U.S. support for research is declining, and just last month China surpassed the U.S. in number of supercomputers on the Top500 list. Both countries are now in a race to build exascale systems (1,000 petaflops), a competition the U.S. is almost certain to lose based on published roadmaps.
The U.S. has set 2023 as its goal for exascale; China is aiming for 2020.
The Silicon Valley letter doesn't mention supercomputing, or any of the problems affecting science in the U.S.
Vince Cerf, the vice president and Chief Internet Evangelist for Google, Steve Wozniak, Apples' co-founder, Padmasree Warrior, a former top technologist at Cisco who is now the CEO for NextEV, an electric vehicle company, and the approximately 150 others who signed the letter, fix a laser-like focus on Trump's shortcomings -- and nothing else.
It may well be, in the minds of Silicon Valley leaders, that Trump, the presumptive Republican nominee, will double down on the U.S. retreat from science investment.
China now has 167 on the Top500 list, a global accounting of the world's most powerful supercomputers -- at least those publicly known. The U.S. has 165. China also built the world's fastest supercomputer without U.S. chips.

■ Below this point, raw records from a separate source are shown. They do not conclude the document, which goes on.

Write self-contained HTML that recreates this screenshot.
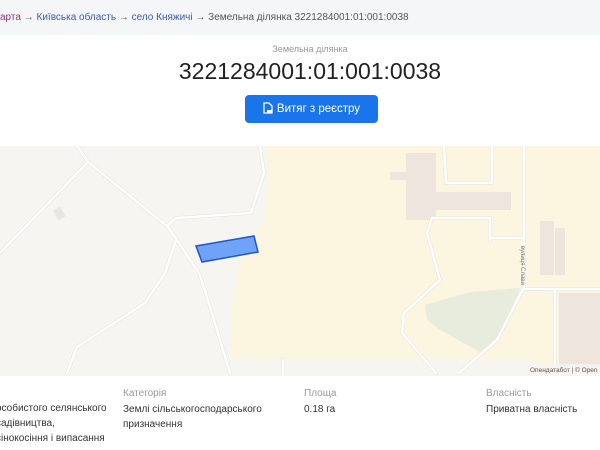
<!DOCTYPE html>
<html><head><meta charset="utf-8"><style>
*{margin:0;padding:0;box-sizing:border-box}
body{width:600px;height:450px;overflow:hidden;background:#fff;font-family:"Liberation Sans","DejaVu Sans",sans-serif;position:relative}
.bc{position:absolute;left:0;top:0;width:600px;height:35px;background:#f5f6f8;font-size:10px;line-height:35px;color:#555;white-space:nowrap;padding-left:0}
.bc a{color:#3a5ca8;text-decoration:none}
.bc .p{color:#8a3a7a}
.t1{position:absolute;top:44px;left:0;width:620px;text-align:center;font-size:9px;color:#999}
.t2{position:absolute;top:58px;left:0;width:620px;text-align:center;font-size:23px;color:#222}
.btn{position:absolute;left:245px;top:95px;width:133px;height:28px;background:#1a75eb;border-radius:4px;color:#fff;font-size:11.5px;line-height:28px;text-align:center}
.map{position:absolute;left:0;top:146px}
.col{position:absolute;top:386px;font-size:10px;line-height:15px;color:#333}
.col .l{color:#999;margin-bottom:1px}
</style></head><body>
<div class="bc"><span class="p">арта</span> → <a>Київська область</a> → <a>село Княжичі</a> → Земельна ділянка 3221284001:01:001:0038</div>
<div class="t1">Земельна ділянка</div>
<div class="t2">3221284001:01:001:0038</div>
<div class="btn"><svg width="10" height="12" viewBox="0 0 10 12" style="vertical-align:-2px;margin-right:4px"><path d="M1 1h5l3 3v7H1z" fill="none" stroke="#fff" stroke-width="1.3"/><rect x="4" y="8" width="5" height="3" fill="#fff"/></svg>Витяг з реєстру</div>
<svg class="map" width="600" height="230" viewBox="0 146 600 230">
<rect x="0" y="146" width="600" height="230" fill="#f7f5f2"/>
<path d="M266 146H600V376H560L530 360H300L230 358L232 300L237 275L245 240L262 225L268 190Z" fill="#fcf5df"/>
<path d="M425 305L470 292L520 288L505 330L480 352L440 330L427 320Z" fill="#e8ecdd"/>
<path d="M390 172H406V153H436V192H511V210H436V220H406V180H390Z" fill="#eee6de"/>
<rect x="540" y="221" width="14" height="54" fill="#eee6de"/><rect x="555" y="228" width="10" height="47" fill="#eee6de"/>
<rect x="559" y="293" width="41" height="74" fill="#eee6de"/>
<rect x="55" y="208" width="8" height="11" fill="#e8e5e2" transform="rotate(-30 59 213)"/>
<g fill="none" stroke="#e4e0dc" stroke-width="3.6" stroke-linejoin="round" stroke-linecap="round">
<path d="M78 147L88 162L168 227L199 273L207 297L230 373"/>
<path d="M88 162L0 253"/>
<path d="M168 225L176 218L251 213L264 173L260 147"/>
<path d="M176 240L165 273L145 303L77 347L67 373"/>
<path d="M444 147L446 183L492 183L492 147"/>
<path d="M524 147V287L497 340L459 373"/>
<path d="M490 240V218L432 218L427 233L440 280L404 313L402 333L436 373"/>
<path d="M490 238H524"/>
<path d="M524 289H600"/>
<path d="M555 289V373"/>
<path d="M283 360V376"/>
</g>
<g fill="none" stroke="#fff" stroke-width="2.6" stroke-linejoin="round" stroke-linecap="round">
<path d="M78 147L88 162L168 227L199 273L207 297L230 373"/>
<path d="M88 162L0 253"/>
<path d="M168 225L176 218L251 213L264 173L260 147"/>
<path d="M176 240L165 273L145 303L77 347L67 373"/>
<path d="M444 147L446 183L492 183L492 147"/>
<path d="M524 147V287L497 340L459 373"/>
<path d="M490 240V218L432 218L427 233L440 280L404 313L402 333L436 373"/>
<path d="M490 238H524"/>
<path d="M524 289H600"/>
<path d="M555 289V373"/>
<path d="M283 360V376"/>
</g>
<text x="521" y="246" font-size="6" fill="#777" transform="rotate(90 521 246)" font-family="Liberation Sans,sans-serif">вулиця Слави</text>
<path d="M196 246L254 236L258 252L202 262Z" fill="#6fa3f7" stroke="#1f56c9" stroke-width="1.5"/>
<rect x="527" y="364" width="73" height="11" fill="#f6f4f1" opacity="0.8"/>
<text x="530" y="372" font-size="6.5" fill="#555" font-family="Liberation Sans,sans-serif">Опендатабот | © Open</text>
</svg>
<div class="col" style="left:-4px;top:401px">особистого селянського<br> садівництва,<br>сінокосіння і випасання</div>
<div class="col" style="left:123px"><div class="l">Категорія</div>Землі сільськогосподарського<br>призначення</div>
<div class="col" style="left:304px"><div class="l">Площа</div>0.18 га</div>
<div class="col" style="left:486px"><div class="l">Власність</div>Приватна власність</div>
</body></html>
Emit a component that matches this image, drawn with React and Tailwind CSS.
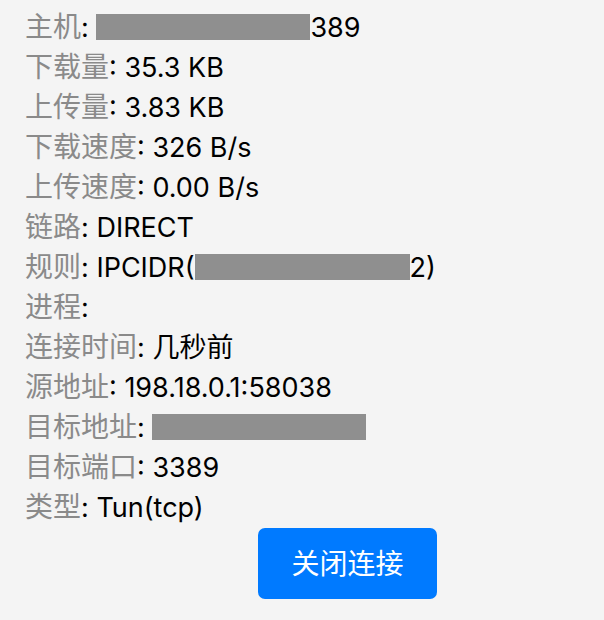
import React from 'react';

const Redact = ({ w }) => (
    <span className={`inline-block h-[26px] align-[-3px] bg-[#8f8f8f] ${w}`} />
);

const rows = [
    { label: '主机', value: <><Redact w="w-[214px]" />389</> },
    { label: '下载量', value: '35.3 KB' },
    { label: '上传量', value: '3.83 KB' },
    { label: '下载速度', value: '326 B/s' },
    { label: '上传速度', value: '0.00 B/s' },
    { label: '链路', value: 'DIRECT' },
    { label: '规则', value: <>IPCIDR(<Redact w="w-[215px]" />2)</> },
    { label: '进程', value: '' },
    { label: '连接时间', value: '几秒前' },
    { label: '源地址', value: '198.18.0.1:58038' },
    { label: '目标地址', value: <Redact w="w-[214px]" /> },
    { label: '目标端口', value: '3389' },
    { label: '类型', value: 'Tun(tcp)' },
];

const App = () => {
    return (
        <div
            className="min-h-[620px] w-[604px] bg-[#f4f4f4] px-[25px] pt-[7px] text-[27px] leading-[40px] text-black"
            style={{ fontFamily: 'Inter, "Noto Sans CJK SC", sans-serif' }}
        >
            {rows.map((r) => (
                <div key={r.label} className="h-[40px] whitespace-nowrap">
                    <span className="text-[28px] text-[#8a8a8a]">{r.label}</span>: {r.value}
                </div>
            ))}
            <button className="ml-[233px] mt-px h-[71px] w-[179px] rounded-[7px] bg-[#007aff] text-[28px] text-white">
                关闭连接
            </button>
        </div>
    );
};

export default App;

"That's the first time this has happened," said Alex Larzelere, a senior fellow at the U.S. Council of Competitiveness, in an interview prior to the release of this letter. Ten years ago China only had 28 computers on the list, while the number of computers the U.S. has is declining.
China's rise in supercomputing also means it is developing an ecosystem for high performance computing: The middleware, operating system software, mathematical libraries and other systems, said Larzelere.
"The Chinese are continuing up, and the U.S. seems to be level, at best" in supercomputing, said Larzelere, who has developed advanced modeling and simulation capabilities at U.S. Department of Energy's national labs. "It's not really a problem today, but it can potentially be a huge problem down the road.
"China has said you can't be a superpower without supercomputing," said Larzelere.
The Silicon Valley letter, signed by tech inventors, entrepreneurs, engineers, researchers and others, doesn't ask lawmakers to take a hard look at the direction of the U.S. That's because the real focus of the Silicon Valley letter is on Trump's immigration policies.
Trump would put some curbs on employment-based green cards, and particularly the use of H-1B visas.
Trump, "stands against the open exchange of ideas, free movement of people, and productive engagement with the outside world that is critical to our economy -- and that provide the foundation for innovation and growth," the letter says.
The document isn't an endorsement of Hillary Clinton, the presumptive Democratic nominee, and doesn't even mention her. But Clinton's proposal to "staple" a green card on the diplomas of foreign students who graduate with advance degrees from U.S. schools is exactly the kind of policy the tech industry has lobbied for.
Clinton has released a tech agenda that calls for improved research funding, while Trump has yet to produce his plan. And even if Trump pens a tech policy to appease Silicon Valley, its condemnation of his immigration plan is total -- and immigration is at the heart of his campaign.
The Silicon Valley letter accuses Trump of holding "a fundamental belief that America is weak and in decline." This declinist belief, as it's called, has real roots apart from the U.S. retreat in science research funding.
In the 1990s, the U.S. abandoned its efforts to develop a super collider. Europe built the Large Hadron Collider near Geneva, making that region a center for physics research. Funding for NASA, an engine of innovation, as a percentage of the federal budget has been declining.
The U.S. had published plans about six years ago targeting 2018 as the rough time to build an exascale system, but the funding and support lagged. Meanwhile, China's push into this area is relentless and a high national priority.